Read the records below and copy each line that contains "index".

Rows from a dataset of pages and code
▽
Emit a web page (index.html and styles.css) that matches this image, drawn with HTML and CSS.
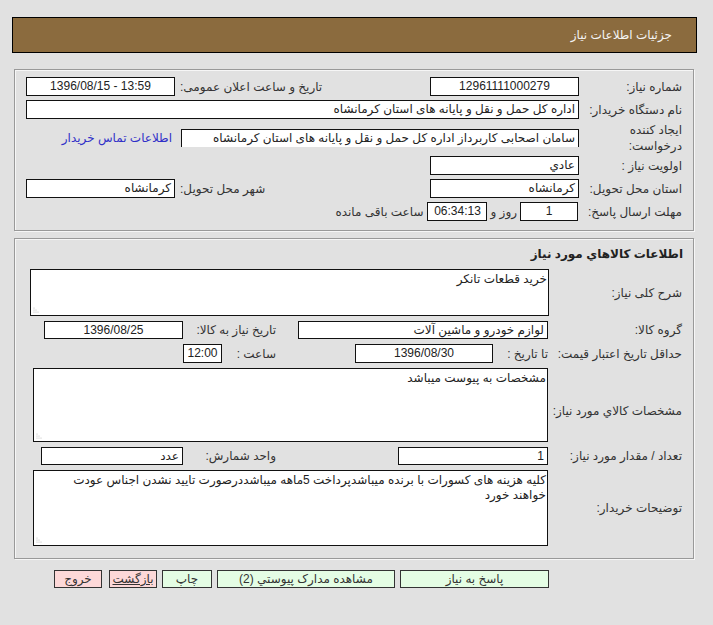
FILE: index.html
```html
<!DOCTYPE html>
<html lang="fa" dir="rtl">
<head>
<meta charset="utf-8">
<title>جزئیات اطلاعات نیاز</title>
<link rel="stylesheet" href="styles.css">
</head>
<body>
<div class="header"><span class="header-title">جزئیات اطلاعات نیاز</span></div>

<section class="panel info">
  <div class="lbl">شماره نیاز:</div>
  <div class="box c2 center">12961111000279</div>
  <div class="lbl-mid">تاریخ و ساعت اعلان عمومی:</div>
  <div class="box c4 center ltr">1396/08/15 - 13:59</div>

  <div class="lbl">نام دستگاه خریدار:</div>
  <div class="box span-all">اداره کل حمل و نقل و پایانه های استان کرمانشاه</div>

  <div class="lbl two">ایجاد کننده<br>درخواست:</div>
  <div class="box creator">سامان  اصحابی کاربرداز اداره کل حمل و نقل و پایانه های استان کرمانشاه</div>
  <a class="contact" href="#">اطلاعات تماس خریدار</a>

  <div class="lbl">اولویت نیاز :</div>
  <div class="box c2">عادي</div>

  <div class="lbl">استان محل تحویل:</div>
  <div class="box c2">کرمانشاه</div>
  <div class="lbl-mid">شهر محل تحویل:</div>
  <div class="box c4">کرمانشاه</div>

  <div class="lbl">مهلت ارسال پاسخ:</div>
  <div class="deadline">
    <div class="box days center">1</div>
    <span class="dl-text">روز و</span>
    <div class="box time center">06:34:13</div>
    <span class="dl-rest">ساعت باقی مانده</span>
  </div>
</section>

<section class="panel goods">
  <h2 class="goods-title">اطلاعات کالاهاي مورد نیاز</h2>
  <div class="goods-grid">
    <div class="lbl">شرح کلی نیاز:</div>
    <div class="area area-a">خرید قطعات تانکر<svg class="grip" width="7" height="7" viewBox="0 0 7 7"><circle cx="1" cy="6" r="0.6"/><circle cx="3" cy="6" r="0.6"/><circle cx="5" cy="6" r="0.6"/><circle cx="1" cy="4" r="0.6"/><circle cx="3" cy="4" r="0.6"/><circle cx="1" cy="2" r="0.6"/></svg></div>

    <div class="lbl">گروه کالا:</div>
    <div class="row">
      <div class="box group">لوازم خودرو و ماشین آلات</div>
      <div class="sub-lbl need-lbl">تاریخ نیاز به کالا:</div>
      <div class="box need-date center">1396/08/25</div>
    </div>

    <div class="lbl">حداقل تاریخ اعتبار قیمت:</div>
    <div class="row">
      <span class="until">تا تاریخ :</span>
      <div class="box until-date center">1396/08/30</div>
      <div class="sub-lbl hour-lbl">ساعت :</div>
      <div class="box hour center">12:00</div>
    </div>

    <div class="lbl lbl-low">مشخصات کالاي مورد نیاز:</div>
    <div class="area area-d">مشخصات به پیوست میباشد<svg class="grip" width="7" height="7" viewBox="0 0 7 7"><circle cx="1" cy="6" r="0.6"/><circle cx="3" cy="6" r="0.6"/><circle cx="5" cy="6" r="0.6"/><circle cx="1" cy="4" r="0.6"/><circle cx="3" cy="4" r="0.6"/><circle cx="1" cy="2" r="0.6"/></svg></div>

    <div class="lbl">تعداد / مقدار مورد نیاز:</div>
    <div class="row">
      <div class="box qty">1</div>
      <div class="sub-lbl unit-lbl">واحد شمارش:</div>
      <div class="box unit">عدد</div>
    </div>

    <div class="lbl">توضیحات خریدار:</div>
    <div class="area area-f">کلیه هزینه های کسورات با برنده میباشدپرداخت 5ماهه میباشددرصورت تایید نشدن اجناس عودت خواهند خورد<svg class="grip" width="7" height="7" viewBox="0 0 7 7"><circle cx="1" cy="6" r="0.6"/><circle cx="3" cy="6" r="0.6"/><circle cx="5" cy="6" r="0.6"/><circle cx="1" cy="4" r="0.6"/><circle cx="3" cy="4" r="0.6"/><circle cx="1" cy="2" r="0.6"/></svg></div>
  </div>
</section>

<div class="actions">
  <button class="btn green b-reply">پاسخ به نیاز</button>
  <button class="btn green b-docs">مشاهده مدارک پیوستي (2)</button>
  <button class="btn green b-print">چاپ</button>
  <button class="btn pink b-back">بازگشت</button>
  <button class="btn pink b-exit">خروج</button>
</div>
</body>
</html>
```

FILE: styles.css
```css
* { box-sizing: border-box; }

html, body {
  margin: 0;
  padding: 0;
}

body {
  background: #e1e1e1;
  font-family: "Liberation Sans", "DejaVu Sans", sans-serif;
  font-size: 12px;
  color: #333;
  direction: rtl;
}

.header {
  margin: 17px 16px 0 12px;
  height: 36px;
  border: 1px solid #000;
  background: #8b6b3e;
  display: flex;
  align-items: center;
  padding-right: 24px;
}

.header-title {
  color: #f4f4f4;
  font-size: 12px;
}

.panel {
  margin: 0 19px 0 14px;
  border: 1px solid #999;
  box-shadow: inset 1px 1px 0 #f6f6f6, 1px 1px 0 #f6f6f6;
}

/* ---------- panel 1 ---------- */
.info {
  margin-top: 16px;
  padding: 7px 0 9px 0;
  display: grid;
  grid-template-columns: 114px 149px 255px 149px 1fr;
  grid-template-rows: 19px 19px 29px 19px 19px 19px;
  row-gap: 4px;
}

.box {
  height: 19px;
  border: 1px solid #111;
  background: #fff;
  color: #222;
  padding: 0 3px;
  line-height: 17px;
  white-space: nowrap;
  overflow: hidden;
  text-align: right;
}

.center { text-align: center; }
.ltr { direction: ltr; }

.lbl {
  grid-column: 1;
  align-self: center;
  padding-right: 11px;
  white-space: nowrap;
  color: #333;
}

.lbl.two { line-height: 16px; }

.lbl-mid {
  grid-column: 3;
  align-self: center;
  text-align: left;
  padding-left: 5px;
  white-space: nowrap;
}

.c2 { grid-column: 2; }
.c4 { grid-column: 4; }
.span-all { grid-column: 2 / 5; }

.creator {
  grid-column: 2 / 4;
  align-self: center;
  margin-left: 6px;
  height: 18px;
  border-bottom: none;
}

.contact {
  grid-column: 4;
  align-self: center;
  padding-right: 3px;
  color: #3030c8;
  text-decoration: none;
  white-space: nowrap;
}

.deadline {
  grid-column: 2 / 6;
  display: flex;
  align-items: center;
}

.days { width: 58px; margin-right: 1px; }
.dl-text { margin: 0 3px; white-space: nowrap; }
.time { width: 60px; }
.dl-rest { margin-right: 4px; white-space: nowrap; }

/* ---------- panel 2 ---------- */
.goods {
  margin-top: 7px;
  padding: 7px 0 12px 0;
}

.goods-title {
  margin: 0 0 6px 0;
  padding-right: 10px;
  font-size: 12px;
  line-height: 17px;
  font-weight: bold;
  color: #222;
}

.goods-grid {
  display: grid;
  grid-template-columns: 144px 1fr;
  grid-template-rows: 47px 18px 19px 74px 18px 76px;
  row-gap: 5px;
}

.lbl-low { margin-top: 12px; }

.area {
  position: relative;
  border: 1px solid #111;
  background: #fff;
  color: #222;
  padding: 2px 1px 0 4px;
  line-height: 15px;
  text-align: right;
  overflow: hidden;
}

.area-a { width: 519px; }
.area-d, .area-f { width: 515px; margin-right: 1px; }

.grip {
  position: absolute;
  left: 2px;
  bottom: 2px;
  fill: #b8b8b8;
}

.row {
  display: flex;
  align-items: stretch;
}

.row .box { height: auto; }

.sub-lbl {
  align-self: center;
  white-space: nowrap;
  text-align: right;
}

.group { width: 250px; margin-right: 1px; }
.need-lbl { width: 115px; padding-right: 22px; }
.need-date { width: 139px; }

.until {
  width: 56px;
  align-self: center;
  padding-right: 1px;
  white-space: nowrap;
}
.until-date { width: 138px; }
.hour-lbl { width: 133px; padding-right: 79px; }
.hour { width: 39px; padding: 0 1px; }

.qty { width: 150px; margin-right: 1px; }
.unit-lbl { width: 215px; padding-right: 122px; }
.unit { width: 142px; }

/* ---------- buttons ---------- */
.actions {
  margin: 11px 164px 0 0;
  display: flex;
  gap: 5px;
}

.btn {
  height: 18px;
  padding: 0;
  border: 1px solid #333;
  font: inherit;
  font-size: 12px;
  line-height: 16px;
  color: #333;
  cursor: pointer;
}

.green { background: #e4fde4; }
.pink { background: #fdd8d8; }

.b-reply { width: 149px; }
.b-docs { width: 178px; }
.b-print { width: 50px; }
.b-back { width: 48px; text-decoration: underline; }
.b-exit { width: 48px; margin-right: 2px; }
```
△
▽
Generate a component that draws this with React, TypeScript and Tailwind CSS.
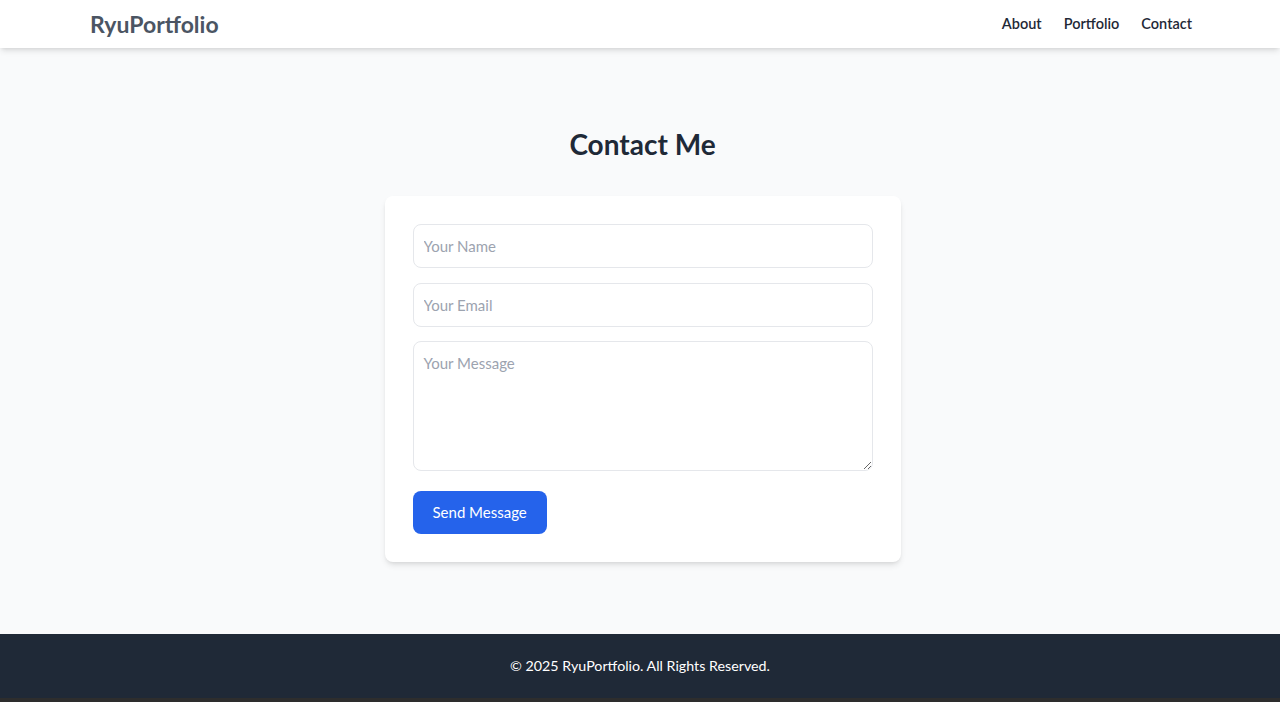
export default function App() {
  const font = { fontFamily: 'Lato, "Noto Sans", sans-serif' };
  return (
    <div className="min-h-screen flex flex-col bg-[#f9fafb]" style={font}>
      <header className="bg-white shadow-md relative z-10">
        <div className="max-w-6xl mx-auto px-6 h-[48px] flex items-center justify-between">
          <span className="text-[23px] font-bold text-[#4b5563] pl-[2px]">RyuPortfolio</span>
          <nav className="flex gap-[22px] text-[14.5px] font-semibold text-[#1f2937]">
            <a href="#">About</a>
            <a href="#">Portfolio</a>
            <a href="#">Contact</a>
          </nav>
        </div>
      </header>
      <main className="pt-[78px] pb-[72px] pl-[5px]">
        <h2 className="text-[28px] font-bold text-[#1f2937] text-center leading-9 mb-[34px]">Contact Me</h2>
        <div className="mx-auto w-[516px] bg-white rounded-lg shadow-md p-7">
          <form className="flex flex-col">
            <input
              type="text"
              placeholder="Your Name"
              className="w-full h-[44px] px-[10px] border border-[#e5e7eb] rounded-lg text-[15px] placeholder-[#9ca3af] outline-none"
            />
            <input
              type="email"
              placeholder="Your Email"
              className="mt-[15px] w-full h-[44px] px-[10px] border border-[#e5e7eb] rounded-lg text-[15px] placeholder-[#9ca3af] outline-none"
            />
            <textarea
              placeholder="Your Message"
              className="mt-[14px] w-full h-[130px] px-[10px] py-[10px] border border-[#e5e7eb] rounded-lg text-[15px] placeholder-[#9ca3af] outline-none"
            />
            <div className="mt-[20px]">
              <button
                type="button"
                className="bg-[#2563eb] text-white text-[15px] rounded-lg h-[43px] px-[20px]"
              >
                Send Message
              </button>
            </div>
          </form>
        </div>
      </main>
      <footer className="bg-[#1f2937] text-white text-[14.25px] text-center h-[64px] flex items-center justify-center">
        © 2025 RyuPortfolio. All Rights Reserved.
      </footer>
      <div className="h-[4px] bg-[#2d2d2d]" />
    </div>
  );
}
△
> EXPECTED ANSWER:
Emit a web page (index.html and styles.css) that matches this image, drawn with HTML and CSS.
FILE: index.html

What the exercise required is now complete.